Material provided:
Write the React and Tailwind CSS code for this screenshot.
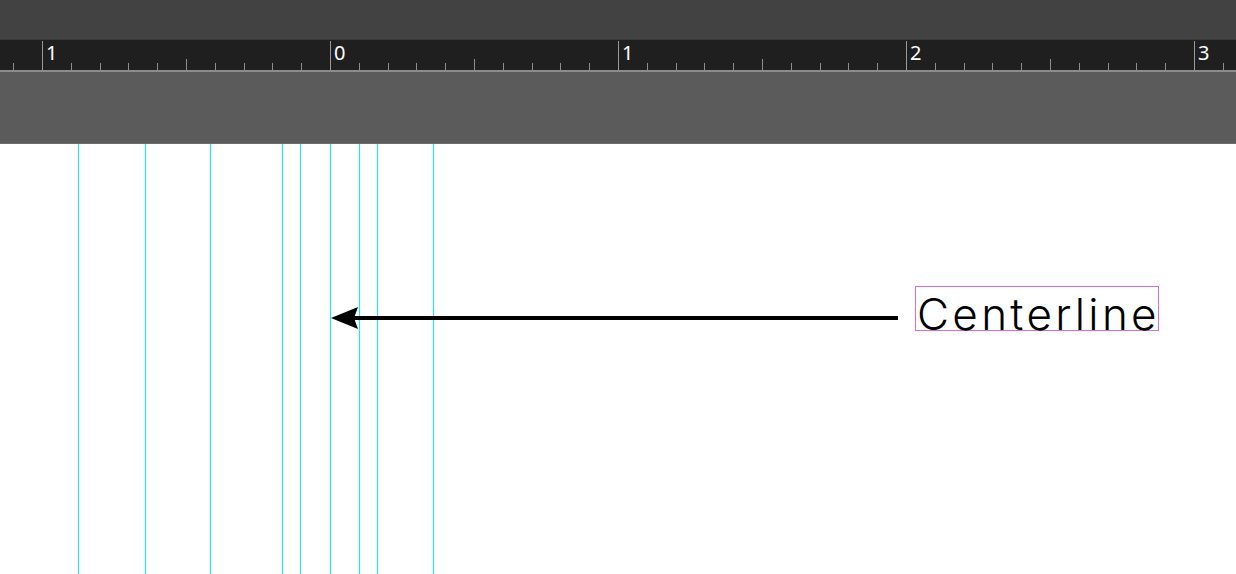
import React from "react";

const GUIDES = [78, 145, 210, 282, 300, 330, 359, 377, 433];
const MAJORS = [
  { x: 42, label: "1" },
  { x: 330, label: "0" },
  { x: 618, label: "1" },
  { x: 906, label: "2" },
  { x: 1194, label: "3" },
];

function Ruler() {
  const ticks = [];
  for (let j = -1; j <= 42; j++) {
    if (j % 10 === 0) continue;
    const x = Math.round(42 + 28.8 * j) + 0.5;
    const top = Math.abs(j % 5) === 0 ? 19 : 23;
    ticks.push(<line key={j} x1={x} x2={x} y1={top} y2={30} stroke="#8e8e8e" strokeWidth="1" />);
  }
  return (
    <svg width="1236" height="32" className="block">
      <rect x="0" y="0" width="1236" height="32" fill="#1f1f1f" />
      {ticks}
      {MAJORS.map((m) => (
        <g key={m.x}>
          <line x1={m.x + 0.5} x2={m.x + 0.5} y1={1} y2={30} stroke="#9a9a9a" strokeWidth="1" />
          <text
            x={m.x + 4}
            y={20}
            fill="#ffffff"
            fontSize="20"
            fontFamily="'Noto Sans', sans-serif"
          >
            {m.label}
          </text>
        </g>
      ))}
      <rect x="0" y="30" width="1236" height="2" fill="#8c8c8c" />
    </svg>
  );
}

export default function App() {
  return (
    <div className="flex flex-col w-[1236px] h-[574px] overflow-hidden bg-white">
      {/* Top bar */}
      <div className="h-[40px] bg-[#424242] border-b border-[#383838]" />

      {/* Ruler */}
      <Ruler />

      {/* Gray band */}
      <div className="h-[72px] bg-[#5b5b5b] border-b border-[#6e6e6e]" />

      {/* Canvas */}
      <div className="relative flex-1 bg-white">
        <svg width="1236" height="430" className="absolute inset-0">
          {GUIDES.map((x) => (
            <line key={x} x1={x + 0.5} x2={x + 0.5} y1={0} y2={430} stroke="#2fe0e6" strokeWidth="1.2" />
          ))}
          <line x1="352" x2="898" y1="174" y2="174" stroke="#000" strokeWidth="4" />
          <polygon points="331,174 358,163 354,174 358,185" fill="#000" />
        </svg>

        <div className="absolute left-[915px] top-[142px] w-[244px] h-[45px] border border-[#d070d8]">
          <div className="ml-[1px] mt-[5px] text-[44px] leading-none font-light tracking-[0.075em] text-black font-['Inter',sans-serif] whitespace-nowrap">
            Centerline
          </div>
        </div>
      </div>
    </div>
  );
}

What is required: Give all the lines above again, character for character, without pictures.

Exercise response:
Write the React and Tailwind CSS code for this screenshot.
import React from "react";

const GUIDES = [78, 145, 210, 282, 300, 330, 359, 377, 433];
const MAJORS = [
  { x: 42, label: "1" },
  { x: 330, label: "0" },
  { x: 618, label: "1" },
  { x: 906, label: "2" },
  { x: 1194, label: "3" },
];

function Ruler() {
  const ticks = [];
  for (let j = -1; j <= 42; j++) {
    if (j % 10 === 0) continue;
    const x = Math.round(42 + 28.8 * j) + 0.5;
    const top = Math.abs(j % 5) === 0 ? 19 : 23;
    ticks.push(<line key={j} x1={x} x2={x} y1={top} y2={30} stroke="#8e8e8e" strokeWidth="1" />);
  }
  return (
    <svg width="1236" height="32" className="block">
      <rect x="0" y="0" width="1236" height="32" fill="#1f1f1f" />
      {ticks}
      {MAJORS.map((m) => (
        <g key={m.x}>
          <line x1={m.x + 0.5} x2={m.x + 0.5} y1={1} y2={30} stroke="#9a9a9a" strokeWidth="1" />
          <text
            x={m.x + 4}
            y={20}
            fill="#ffffff"
            fontSize="20"
            fontFamily="'Noto Sans', sans-serif"
          >
            {m.label}
          </text>
        </g>
      ))}
      <rect x="0" y="30" width="1236" height="2" fill="#8c8c8c" />
    </svg>
  );
}

export default function App() {
  return (
    <div className="flex flex-col w-[1236px] h-[574px] overflow-hidden bg-white">
      {/* Top bar */}
      <div className="h-[40px] bg-[#424242] border-b border-[#383838]" />

      {/* Ruler */}
      <Ruler />

      {/* Gray band */}
      <div className="h-[72px] bg-[#5b5b5b] border-b border-[#6e6e6e]" />

      {/* Canvas */}
      <div className="relative flex-1 bg-white">
        <svg width="1236" height="430" className="absolute inset-0">
          {GUIDES.map((x) => (
            <line key={x} x1={x + 0.5} x2={x + 0.5} y1={0} y2={430} stroke="#2fe0e6" strokeWidth="1.2" />
          ))}
          <line x1="352" x2="898" y1="174" y2="174" stroke="#000" strokeWidth="4" />
          <polygon points="331,174 358,163 354,174 358,185" fill="#000" />
        </svg>

        <div className="absolute left-[915px] top-[142px] w-[244px] h-[45px] border border-[#d070d8]">
          <div className="ml-[1px] mt-[5px] text-[44px] leading-none font-light tracking-[0.075em] text-black font-['Inter',sans-serif] whitespace-nowrap">
            Centerline
          </div>
        </div>
      </div>
    </div>
  );
}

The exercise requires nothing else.